Pourquoi le retour de la boxe à Roland-Garros est un événement

Pas de terre battue, de "vamos", et de silence imposé pendant les échanges. Mais un bruit continu, on l’espère, de la sueur et des coups, et le souvenir de quelques légendes de la grande époque. Temple du tennis, le court central de Roland-Garros va changer ce vendredi soir de costume, pour accueillir une belle soirée de boxe, au cours de laquelle combattront notamment les Français Tony Yoka (face au Croate Petar Milas), Souleymane Cissokho (face au Russe Ismail Iliev), et Mathieu Bauderlique (face au Russe Igor Mikhalkin). Une première depuis… 47 ans.
Cerdan, un succès avant de rencontrer Piaf
Un ring à Roland-Garros, c’est un événement, mais ce n'est pas nouveau. Jusqu'en 1974, l’enceinte de la Porte d’Auteuil avait accueilli neuf réunions pugilistiques, et vu se produire certains des plus grands boxeurs tricolores de l’histoire. On pense à Marcel Thil, qui y avait battu l’Américain Vince Dundee devant 14.000 personnes en 1931, au "bombardier marocain" Marcel Cerdan, qui y avait dominé en juillet 1946 un autre Américain, Holman Williams, avant d’aller fêter son succès au Club des Cinq pour y faire la connaissance d’une certaine Edith Piaf, ou à Jean-Claude Bouttier, qui y avait défié Carlos Monzon en 1973 dans un duel organisé par Alain Delon, et qui avait participé à la dernière soirée de boxe à Roland un an plus tard.

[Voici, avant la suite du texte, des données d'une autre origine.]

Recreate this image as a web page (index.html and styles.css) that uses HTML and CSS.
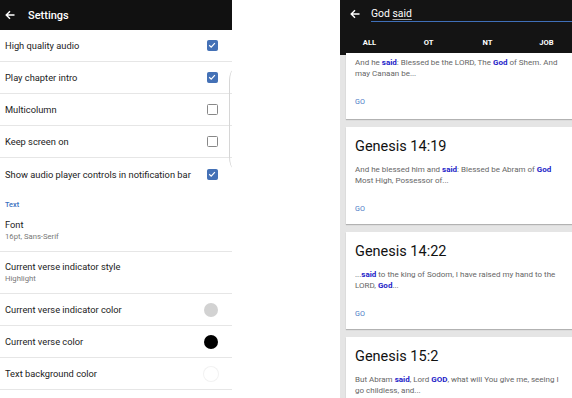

"Roland-Garros, ça veut dire tennis, forcément, dans la tête des Français, confie Tony Yoka. Moi-même je ne savais pas qu’il y avait déjà eu de la boxe là-bas, la dernière fois c’était il y a presque 50 ans. Mais j’ai regardé les images du dernier (avant-dernier, ndlr) combat, Bouttier contre Monzon en 1973, et je me suis dit que ça serait bien d’y rajouter nos noms. Ça change de ce qu’on a l’habitude de faire. Sortir la boxe de son contexte, aller chercher un autre regard, un autre public, c’est une bonne chose. Roland-Garros, c’est très prestigieux, et on fait quand même un sport qui s’appelle le noble art."
Une discipline qui, au-delà des ceintures, se construit autour des grandes rivalités et des décors fantastiques. "Ça me fait quelque chose, témoigne Souleymane Cissokho. C’est un lieu historique pour le sport français, un lieu mythique. De très grands champions sont passés par là. J’ai vu des photos de l’époque, c’était exceptionnel. En tant que boxeur je suis comblé. J’ai boxé au Madison Square Garden à New York, j’ai boxé devant 70.000 personnes il n’y a pas longtemps, et là Roland-Garros, c’est quelque chose de grand dans ma carrière."
La "maison" de Belmondo et de Paris 2024
Cette fois, environ 8.500 spectateurs devraient prendre place sous le toit du court Philippe-Chatrier, dont le dernier anneau n’a volontairement pas été ouvert. Loin des grandes affluences américaines ou anglaises, mais encourageant pour la boxe hexagonale, en phase de reconquête du grand public.

"On essaye de construire un projet depuis cinq ans, ce n’est pas facile, explique le promoteur Jérôme Abiteboul. On est partis de très loin, là c’est un premier succès, même si on a envie de faire de grandes choses. (…) On est très fiers d’organiser cette soirée ici, à la sortie du Covid. On est presque les premiers à remplir le nouveau court Philippe-Chatrier, puisque le tennis n’a pas eu cette chance. On remet la boxe au cœur du débat, c’est bon pour ce sport, on va essayer de s’installer ici pour longtemps. C’est un stade où l’on a eu de grands combats." C’est aussi, compte tenu de la récente actualité, un joli clin d’œil. "Il y a ce goût particulier en plus, parce que c’est le stade de Jean-Paul Belmondo (passionné de Roland-Garros et de boxe, ndlr), souligne Abiteboul. On va essayer de lui rendre un bel hommage."
Une chose est sûre: il ne faudra pas attendre un autre demi-siècle après ce 10 septembre 2021 pour revoir de la boxe à Roland, puisque l’enceinte accueillera les épreuves olympiques lors des Jeux de Paris en 2024. "On ouvre un peu le bal, sourit Cissokho. Il y a beaucoup de choses uniques qui créent un engouement autour de cette réunion." Reste maintenant à faire le travail sur le ring.